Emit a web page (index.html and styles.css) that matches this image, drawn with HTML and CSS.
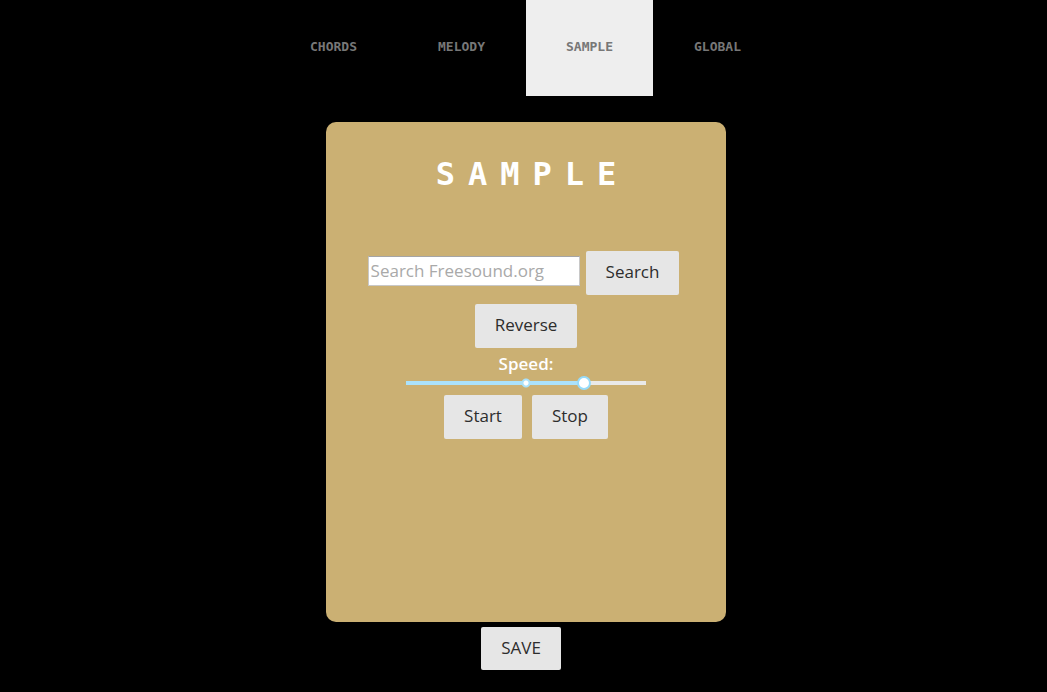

...

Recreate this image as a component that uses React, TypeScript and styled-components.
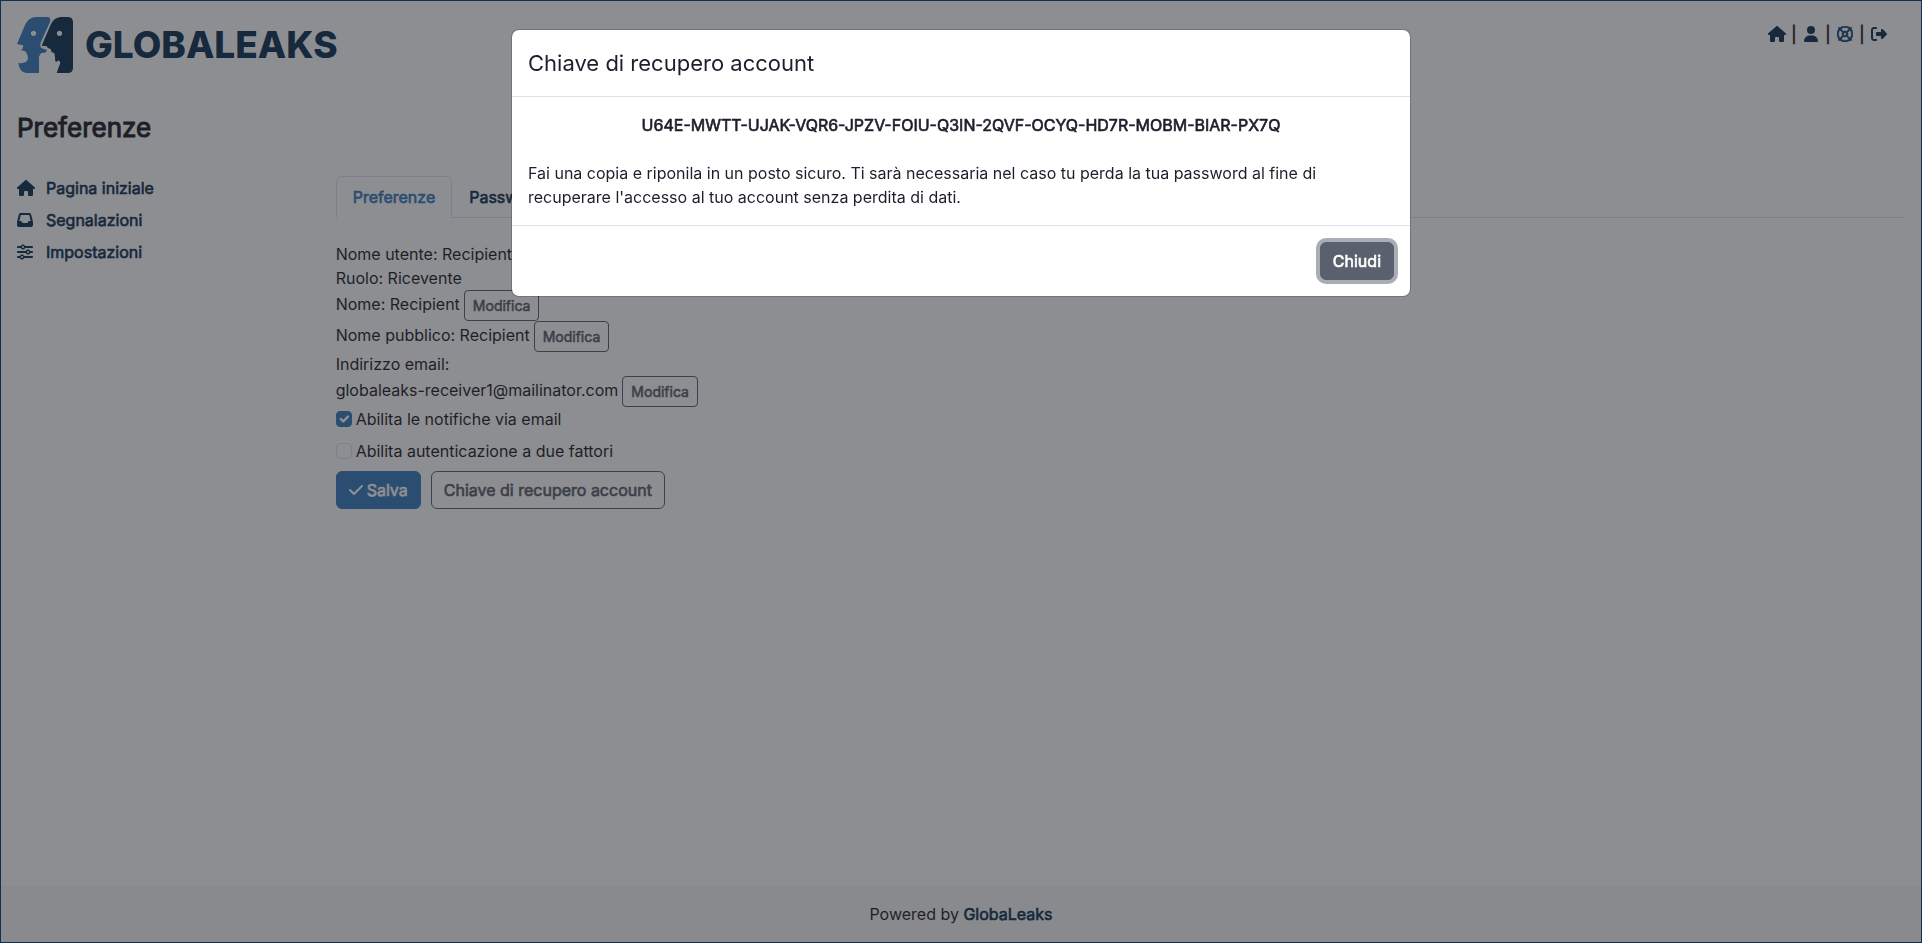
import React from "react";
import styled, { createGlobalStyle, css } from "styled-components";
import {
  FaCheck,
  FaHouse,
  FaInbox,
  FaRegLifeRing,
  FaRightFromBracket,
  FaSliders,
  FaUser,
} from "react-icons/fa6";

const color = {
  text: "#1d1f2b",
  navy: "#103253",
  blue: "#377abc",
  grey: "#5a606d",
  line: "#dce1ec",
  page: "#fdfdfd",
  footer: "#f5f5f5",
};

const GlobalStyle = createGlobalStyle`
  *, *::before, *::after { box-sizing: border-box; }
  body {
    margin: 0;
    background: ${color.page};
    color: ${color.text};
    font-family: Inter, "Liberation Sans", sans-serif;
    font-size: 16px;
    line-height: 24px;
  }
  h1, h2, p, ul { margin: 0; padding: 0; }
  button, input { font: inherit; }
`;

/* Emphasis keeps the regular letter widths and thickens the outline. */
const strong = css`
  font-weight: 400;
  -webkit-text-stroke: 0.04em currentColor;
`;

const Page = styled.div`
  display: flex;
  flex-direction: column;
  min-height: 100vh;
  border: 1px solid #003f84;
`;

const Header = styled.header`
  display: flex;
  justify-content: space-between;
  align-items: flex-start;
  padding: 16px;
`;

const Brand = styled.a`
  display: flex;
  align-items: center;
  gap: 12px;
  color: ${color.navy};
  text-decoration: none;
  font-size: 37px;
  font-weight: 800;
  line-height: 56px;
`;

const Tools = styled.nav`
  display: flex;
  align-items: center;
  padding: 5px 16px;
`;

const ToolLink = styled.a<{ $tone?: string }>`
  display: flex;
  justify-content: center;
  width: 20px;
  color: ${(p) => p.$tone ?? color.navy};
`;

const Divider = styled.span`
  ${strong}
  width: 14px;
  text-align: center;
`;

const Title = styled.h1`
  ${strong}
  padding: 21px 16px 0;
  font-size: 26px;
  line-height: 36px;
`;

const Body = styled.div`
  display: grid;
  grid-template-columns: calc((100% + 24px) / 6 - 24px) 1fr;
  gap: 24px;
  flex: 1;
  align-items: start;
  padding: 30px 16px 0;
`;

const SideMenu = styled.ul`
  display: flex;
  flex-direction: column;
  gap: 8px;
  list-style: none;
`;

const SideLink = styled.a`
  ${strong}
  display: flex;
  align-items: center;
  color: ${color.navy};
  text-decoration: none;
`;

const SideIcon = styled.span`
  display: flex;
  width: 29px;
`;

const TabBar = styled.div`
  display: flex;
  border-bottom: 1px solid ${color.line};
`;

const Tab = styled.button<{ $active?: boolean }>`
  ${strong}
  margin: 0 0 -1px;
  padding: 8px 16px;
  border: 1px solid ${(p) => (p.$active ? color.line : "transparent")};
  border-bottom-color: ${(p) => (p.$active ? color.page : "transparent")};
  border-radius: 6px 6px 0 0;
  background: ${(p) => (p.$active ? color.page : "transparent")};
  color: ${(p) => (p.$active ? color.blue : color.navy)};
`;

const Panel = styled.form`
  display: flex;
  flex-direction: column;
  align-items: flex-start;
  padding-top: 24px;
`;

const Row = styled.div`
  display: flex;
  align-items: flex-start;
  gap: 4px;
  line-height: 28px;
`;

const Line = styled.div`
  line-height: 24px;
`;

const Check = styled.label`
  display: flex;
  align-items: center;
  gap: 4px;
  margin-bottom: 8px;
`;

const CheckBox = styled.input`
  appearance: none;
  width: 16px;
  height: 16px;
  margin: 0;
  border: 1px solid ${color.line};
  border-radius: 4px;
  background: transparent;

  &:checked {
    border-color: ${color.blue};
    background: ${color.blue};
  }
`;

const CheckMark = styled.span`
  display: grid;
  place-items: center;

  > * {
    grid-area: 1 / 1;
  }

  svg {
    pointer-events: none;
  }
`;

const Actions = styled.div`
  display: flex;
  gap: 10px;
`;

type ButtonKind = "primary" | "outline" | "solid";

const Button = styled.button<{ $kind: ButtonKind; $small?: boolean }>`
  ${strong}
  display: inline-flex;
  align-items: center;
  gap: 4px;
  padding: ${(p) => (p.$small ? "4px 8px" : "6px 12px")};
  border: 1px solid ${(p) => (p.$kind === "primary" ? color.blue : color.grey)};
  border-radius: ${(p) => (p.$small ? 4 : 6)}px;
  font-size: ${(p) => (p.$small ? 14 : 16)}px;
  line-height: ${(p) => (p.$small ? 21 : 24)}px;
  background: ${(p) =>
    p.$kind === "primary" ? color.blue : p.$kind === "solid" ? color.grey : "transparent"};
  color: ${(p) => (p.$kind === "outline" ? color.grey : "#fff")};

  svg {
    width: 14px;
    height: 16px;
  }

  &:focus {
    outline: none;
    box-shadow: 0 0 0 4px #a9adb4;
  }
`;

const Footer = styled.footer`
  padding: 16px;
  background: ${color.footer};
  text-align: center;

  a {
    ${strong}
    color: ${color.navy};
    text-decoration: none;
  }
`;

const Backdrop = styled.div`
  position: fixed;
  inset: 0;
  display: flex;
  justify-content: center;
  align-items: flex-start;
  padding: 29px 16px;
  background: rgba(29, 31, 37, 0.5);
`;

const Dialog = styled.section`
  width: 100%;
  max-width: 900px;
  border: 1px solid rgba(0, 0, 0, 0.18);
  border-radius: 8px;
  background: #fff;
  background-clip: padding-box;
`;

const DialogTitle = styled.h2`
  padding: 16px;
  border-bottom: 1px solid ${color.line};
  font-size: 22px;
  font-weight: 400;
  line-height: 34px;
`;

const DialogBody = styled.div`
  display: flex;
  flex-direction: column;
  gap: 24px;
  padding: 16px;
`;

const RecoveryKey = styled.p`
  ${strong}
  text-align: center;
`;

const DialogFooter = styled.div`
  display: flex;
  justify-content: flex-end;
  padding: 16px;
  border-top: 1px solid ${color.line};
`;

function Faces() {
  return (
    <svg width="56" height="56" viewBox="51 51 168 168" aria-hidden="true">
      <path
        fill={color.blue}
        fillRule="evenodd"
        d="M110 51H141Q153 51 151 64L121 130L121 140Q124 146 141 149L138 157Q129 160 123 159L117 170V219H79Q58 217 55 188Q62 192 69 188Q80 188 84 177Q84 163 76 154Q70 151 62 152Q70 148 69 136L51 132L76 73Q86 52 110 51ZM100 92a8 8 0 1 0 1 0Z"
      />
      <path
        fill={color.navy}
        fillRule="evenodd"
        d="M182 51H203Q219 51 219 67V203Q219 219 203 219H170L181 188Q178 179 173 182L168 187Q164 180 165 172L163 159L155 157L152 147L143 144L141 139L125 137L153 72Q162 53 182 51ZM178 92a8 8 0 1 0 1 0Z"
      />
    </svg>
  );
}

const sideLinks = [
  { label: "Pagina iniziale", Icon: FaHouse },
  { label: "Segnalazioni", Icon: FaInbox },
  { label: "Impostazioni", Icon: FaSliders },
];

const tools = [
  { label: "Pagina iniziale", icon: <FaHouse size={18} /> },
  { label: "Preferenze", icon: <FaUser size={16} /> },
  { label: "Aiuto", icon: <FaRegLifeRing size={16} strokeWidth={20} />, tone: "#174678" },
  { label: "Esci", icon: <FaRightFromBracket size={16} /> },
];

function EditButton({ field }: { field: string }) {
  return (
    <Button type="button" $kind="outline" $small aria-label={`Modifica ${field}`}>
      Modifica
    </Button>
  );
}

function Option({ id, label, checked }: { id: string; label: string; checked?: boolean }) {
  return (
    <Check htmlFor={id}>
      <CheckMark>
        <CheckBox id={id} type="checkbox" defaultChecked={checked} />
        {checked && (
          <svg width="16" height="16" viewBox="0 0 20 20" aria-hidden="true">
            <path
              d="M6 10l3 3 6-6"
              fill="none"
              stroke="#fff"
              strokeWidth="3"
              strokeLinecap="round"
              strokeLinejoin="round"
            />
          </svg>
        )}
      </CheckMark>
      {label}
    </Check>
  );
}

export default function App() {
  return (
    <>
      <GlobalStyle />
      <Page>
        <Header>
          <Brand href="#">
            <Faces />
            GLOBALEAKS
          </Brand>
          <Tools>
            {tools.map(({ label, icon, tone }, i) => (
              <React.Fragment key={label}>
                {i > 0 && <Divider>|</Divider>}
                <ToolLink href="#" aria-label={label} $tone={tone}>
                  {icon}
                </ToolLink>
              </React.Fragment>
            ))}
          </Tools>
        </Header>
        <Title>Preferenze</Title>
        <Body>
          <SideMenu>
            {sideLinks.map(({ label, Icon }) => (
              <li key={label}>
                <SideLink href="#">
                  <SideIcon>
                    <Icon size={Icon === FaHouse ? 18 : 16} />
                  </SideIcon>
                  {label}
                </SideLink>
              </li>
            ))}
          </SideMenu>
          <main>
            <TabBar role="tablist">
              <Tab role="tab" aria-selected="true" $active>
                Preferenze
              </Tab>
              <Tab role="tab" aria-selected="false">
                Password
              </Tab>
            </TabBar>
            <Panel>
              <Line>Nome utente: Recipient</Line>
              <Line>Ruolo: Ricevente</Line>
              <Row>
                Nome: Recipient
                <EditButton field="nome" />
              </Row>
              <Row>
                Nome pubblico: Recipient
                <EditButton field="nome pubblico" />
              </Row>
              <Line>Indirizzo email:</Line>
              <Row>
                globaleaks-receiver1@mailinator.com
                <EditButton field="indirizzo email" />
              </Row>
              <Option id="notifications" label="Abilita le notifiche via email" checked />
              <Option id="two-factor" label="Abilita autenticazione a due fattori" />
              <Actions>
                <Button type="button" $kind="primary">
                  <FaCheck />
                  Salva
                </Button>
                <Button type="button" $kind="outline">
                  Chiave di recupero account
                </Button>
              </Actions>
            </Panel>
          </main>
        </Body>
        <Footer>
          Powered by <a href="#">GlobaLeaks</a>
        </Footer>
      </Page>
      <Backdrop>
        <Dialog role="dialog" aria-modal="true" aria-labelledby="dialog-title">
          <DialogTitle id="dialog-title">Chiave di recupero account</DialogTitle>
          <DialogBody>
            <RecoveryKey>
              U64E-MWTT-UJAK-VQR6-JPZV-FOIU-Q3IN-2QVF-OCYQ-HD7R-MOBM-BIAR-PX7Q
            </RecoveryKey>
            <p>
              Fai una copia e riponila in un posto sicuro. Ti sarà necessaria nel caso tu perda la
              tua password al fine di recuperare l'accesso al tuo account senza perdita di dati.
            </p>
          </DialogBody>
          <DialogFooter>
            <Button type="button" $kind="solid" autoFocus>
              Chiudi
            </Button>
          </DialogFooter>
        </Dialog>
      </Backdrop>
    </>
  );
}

## PROBLEM STATEMENT:
Within the listing above, find every line containing the string "that" and return it.

## WRITTEN SOLUTION:
Emit a web page (index.html and styles.css) that matches this image, drawn with HTML and CSS.
Recreate this image as a component that uses React, TypeScript and styled-components.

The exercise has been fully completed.